§ SET PROBLEM
Pictures in the records should not be copied, but every other part must be repeated exactly.

(Records)
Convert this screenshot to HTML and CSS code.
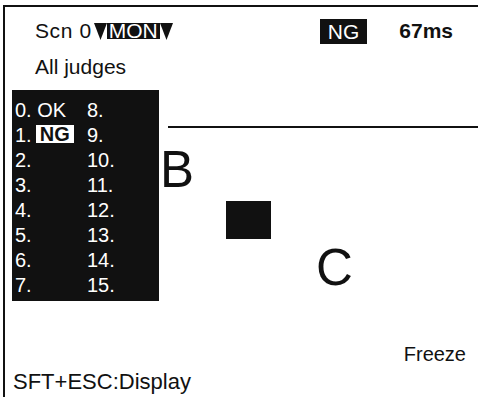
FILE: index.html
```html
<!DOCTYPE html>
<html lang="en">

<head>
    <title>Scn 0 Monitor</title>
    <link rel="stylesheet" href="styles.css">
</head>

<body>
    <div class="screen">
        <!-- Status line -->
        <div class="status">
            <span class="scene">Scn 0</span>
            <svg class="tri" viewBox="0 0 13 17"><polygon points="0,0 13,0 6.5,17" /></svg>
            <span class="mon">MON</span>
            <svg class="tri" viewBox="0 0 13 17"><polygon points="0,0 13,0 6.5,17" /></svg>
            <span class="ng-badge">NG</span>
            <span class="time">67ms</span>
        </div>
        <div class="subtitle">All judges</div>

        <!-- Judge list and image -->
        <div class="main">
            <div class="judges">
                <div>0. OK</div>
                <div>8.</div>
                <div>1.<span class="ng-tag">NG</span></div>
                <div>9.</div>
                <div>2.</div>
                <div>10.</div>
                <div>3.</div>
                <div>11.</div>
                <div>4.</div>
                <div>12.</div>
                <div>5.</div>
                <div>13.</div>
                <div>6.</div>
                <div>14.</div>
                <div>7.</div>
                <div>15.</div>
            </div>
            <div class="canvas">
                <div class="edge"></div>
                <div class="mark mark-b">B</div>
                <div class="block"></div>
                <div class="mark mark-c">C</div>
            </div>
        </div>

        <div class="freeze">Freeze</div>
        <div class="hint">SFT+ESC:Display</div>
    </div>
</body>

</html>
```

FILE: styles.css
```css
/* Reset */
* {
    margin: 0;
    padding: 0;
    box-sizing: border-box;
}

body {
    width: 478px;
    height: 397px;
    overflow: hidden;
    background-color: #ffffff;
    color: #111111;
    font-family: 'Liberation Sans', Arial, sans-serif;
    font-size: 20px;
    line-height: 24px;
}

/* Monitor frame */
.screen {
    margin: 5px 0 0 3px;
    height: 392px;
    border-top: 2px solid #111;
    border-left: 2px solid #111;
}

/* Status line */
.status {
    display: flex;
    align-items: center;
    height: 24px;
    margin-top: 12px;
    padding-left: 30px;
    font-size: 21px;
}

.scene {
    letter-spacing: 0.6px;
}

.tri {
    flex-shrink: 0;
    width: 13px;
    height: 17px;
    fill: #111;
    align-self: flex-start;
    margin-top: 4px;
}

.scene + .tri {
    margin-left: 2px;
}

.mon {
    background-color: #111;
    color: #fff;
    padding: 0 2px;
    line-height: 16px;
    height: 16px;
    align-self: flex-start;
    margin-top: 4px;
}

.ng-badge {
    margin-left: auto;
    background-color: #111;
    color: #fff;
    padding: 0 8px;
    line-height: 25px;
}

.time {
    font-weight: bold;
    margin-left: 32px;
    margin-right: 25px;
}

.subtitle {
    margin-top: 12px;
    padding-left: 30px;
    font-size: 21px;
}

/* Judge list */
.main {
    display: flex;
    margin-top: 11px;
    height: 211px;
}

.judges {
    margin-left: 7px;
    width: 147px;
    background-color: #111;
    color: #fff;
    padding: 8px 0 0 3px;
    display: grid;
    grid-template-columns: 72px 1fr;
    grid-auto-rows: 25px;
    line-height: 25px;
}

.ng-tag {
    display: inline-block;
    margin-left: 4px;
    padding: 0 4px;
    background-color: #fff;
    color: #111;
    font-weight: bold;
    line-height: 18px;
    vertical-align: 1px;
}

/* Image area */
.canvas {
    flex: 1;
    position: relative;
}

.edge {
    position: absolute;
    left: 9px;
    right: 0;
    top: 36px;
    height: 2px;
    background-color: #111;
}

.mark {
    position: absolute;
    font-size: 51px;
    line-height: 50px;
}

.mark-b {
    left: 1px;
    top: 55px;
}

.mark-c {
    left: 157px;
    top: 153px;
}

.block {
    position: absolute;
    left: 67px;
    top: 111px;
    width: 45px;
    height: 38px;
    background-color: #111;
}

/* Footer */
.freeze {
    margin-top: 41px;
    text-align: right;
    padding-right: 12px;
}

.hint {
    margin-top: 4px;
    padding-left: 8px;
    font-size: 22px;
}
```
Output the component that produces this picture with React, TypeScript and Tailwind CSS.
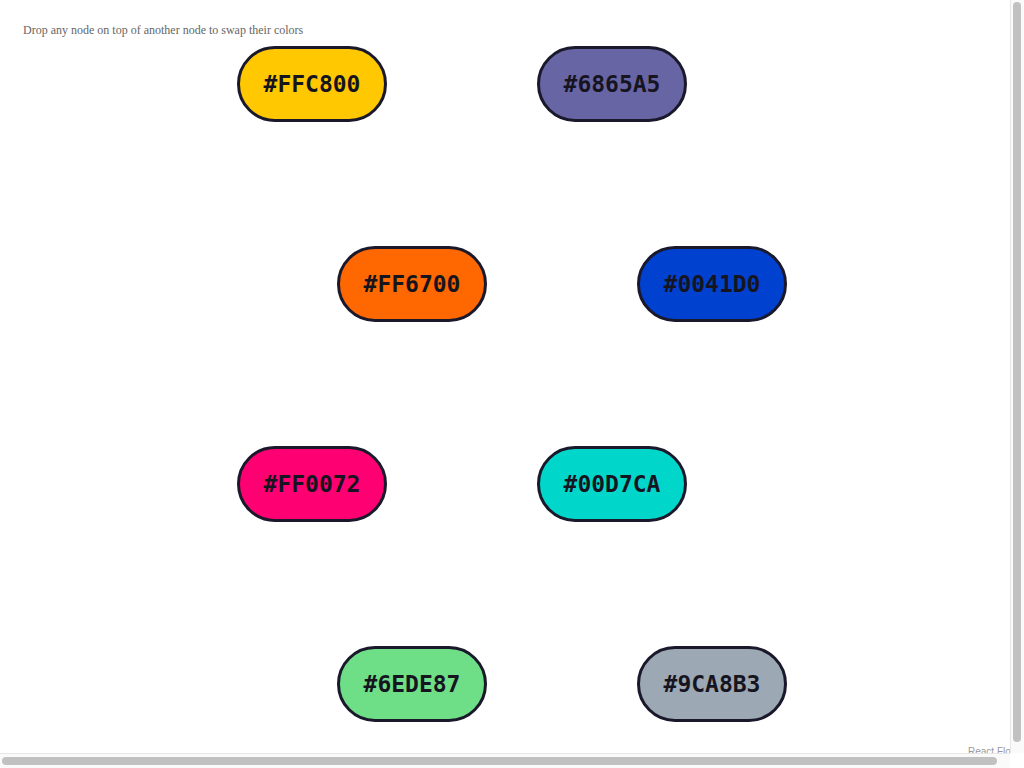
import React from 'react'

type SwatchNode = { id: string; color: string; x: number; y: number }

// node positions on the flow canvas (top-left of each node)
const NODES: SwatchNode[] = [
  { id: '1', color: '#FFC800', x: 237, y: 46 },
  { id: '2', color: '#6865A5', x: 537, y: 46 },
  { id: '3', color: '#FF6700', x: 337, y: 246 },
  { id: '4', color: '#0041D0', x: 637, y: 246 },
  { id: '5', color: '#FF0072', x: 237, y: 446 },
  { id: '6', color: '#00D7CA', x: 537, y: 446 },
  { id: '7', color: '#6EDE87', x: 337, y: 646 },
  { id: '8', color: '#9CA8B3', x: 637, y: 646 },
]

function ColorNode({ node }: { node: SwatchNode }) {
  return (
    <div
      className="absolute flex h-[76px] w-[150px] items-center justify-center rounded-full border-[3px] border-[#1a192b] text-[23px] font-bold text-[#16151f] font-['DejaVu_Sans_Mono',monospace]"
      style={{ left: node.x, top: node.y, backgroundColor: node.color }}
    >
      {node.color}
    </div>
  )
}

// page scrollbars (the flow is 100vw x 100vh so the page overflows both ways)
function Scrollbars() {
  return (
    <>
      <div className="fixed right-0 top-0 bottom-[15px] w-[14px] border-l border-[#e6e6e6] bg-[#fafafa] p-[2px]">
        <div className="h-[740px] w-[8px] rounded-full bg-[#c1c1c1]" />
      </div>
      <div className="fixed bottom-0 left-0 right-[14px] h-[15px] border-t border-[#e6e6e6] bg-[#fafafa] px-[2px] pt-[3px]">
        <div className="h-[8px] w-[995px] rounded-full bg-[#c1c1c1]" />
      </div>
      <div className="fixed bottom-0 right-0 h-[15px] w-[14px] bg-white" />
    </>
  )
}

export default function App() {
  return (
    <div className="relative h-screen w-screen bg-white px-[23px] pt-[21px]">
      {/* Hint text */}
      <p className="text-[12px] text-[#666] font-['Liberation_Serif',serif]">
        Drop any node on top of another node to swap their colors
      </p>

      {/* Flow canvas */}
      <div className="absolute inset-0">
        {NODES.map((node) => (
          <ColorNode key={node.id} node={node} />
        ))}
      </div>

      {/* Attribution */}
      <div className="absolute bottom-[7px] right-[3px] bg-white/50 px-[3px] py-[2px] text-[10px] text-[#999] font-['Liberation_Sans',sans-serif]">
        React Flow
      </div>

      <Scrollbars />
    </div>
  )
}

§ SOLUTION FOR THIS PROBLEM
Convert this screenshot to HTML and CSS code.
FILE: index.html
```html
<!DOCTYPE html>
<html lang="en">

<head>
    <title>Scn 0 Monitor</title>
    <link rel="stylesheet" href="styles.css">
</head>

<body>
    <div class="screen">
        <!-- Status line -->
        <div class="status">
            <span class="scene">Scn 0</span>
            <svg class="tri" viewBox="0 0 13 17"><polygon points="0,0 13,0 6.5,17" /></svg>
            <span class="mon">MON</span>
            <svg class="tri" viewBox="0 0 13 17"><polygon points="0,0 13,0 6.5,17" /></svg>
            <span class="ng-badge">NG</span>
            <span class="time">67ms</span>
        </div>
        <div class="subtitle">All judges</div>

        <!-- Judge list and image -->
        <div class="main">
            <div class="judges">
                <div>0. OK</div>
                <div>8.</div>
                <div>1.<span class="ng-tag">NG</span></div>
                <div>9.</div>
                <div>2.</div>
                <div>10.</div>
                <div>3.</div>
                <div>11.</div>
                <div>4.</div>
                <div>12.</div>
                <div>5.</div>
                <div>13.</div>
                <div>6.</div>
                <div>14.</div>
                <div>7.</div>
                <div>15.</div>
            </div>
            <div class="canvas">
                <div class="edge"></div>
                <div class="mark mark-b">B</div>
                <div class="block"></div>
                <div class="mark mark-c">C</div>
            </div>
        </div>

        <div class="freeze">Freeze</div>
        <div class="hint">SFT+ESC:Display</div>
    </div>
</body>

</html>
```

FILE: styles.css
```css
/* Reset */
* {
    margin: 0;
    padding: 0;
    box-sizing: border-box;
}

body {
    width: 478px;
    height: 397px;
    overflow: hidden;
    background-color: #ffffff;
    color: #111111;
    font-family: 'Liberation Sans', Arial, sans-serif;
    font-size: 20px;
    line-height: 24px;
}

/* Monitor frame */
.screen {
    margin: 5px 0 0 3px;
    height: 392px;
    border-top: 2px solid #111;
    border-left: 2px solid #111;
}

/* Status line */
.status {
    display: flex;
    align-items: center;
    height: 24px;
    margin-top: 12px;
    padding-left: 30px;
    font-size: 21px;
}

.scene {
    letter-spacing: 0.6px;
}

.tri {
    flex-shrink: 0;
    width: 13px;
    height: 17px;
    fill: #111;
    align-self: flex-start;
    margin-top: 4px;
}

.scene + .tri {
    margin-left: 2px;
}

.mon {
    background-color: #111;
    color: #fff;
    padding: 0 2px;
    line-height: 16px;
    height: 16px;
    align-self: flex-start;
    margin-top: 4px;
}

.ng-badge {
    margin-left: auto;
    background-color: #111;
    color: #fff;
    padding: 0 8px;
    line-height: 25px;
}

.time {
    font-weight: bold;
    margin-left: 32px;
    margin-right: 25px;
}

.subtitle {
    margin-top: 12px;
    padding-left: 30px;
    font-size: 21px;
}

/* Judge list */
.main {
    display: flex;
    margin-top: 11px;
    height: 211px;
}

.judges {
    margin-left: 7px;
    width: 147px;
    background-color: #111;
    color: #fff;
    padding: 8px 0 0 3px;
    display: grid;
    grid-template-columns: 72px 1fr;
    grid-auto-rows: 25px;
    line-height: 25px;
}

.ng-tag {
    display: inline-block;
    margin-left: 4px;
    padding: 0 4px;
    background-color: #fff;
    color: #111;
    font-weight: bold;
    line-height: 18px;
    vertical-align: 1px;
}

/* Image area */
.canvas {
    flex: 1;
    position: relative;
}

.edge {
    position: absolute;
    left: 9px;
    right: 0;
    top: 36px;
    height: 2px;
    background-color: #111;
}

.mark {
    position: absolute;
    font-size: 51px;
    line-height: 50px;
}

.mark-b {
    left: 1px;
    top: 55px;
}

.mark-c {
    left: 157px;
    top: 153px;
}

.block {
    position: absolute;
    left: 67px;
    top: 111px;
    width: 45px;
    height: 38px;
    background-color: #111;
}

/* Footer */
.freeze {
    margin-top: 41px;
    text-align: right;
    padding-right: 12px;
}

.hint {
    margin-top: 4px;
    padding-left: 8px;
    font-size: 22px;
}
```
Output the component that produces this picture with React, TypeScript and Tailwind CSS.
import React from 'react'

type SwatchNode = { id: string; color: string; x: number; y: number }

// node positions on the flow canvas (top-left of each node)
const NODES: SwatchNode[] = [
  { id: '1', color: '#FFC800', x: 237, y: 46 },
  { id: '2', color: '#6865A5', x: 537, y: 46 },
  { id: '3', color: '#FF6700', x: 337, y: 246 },
  { id: '4', color: '#0041D0', x: 637, y: 246 },
  { id: '5', color: '#FF0072', x: 237, y: 446 },
  { id: '6', color: '#00D7CA', x: 537, y: 446 },
  { id: '7', color: '#6EDE87', x: 337, y: 646 },
  { id: '8', color: '#9CA8B3', x: 637, y: 646 },
]

function ColorNode({ node }: { node: SwatchNode }) {
  return (
    <div
      className="absolute flex h-[76px] w-[150px] items-center justify-center rounded-full border-[3px] border-[#1a192b] text-[23px] font-bold text-[#16151f] font-['DejaVu_Sans_Mono',monospace]"
      style={{ left: node.x, top: node.y, backgroundColor: node.color }}
    >
      {node.color}
    </div>
  )
}

// page scrollbars (the flow is 100vw x 100vh so the page overflows both ways)
function Scrollbars() {
  return (
    <>
      <div className="fixed right-0 top-0 bottom-[15px] w-[14px] border-l border-[#e6e6e6] bg-[#fafafa] p-[2px]">
        <div className="h-[740px] w-[8px] rounded-full bg-[#c1c1c1]" />
      </div>
      <div className="fixed bottom-0 left-0 right-[14px] h-[15px] border-t border-[#e6e6e6] bg-[#fafafa] px-[2px] pt-[3px]">
        <div className="h-[8px] w-[995px] rounded-full bg-[#c1c1c1]" />
      </div>
      <div className="fixed bottom-0 right-0 h-[15px] w-[14px] bg-white" />
    </>
  )
}

export default function App() {
  return (
    <div className="relative h-screen w-screen bg-white px-[23px] pt-[21px]">
      {/* Hint text */}
      <p className="text-[12px] text-[#666] font-['Liberation_Serif',serif]">
        Drop any node on top of another node to swap their colors
      </p>

      {/* Flow canvas */}
      <div className="absolute inset-0">
        {NODES.map((node) => (
          <ColorNode key={node.id} node={node} />
        ))}
      </div>

      {/* Attribution */}
      <div className="absolute bottom-[7px] right-[3px] bg-white/50 px-[3px] py-[2px] text-[10px] text-[#999] font-['Liberation_Sans',sans-serif]">
        React Flow
      </div>

      <Scrollbars />
    </div>
  )
}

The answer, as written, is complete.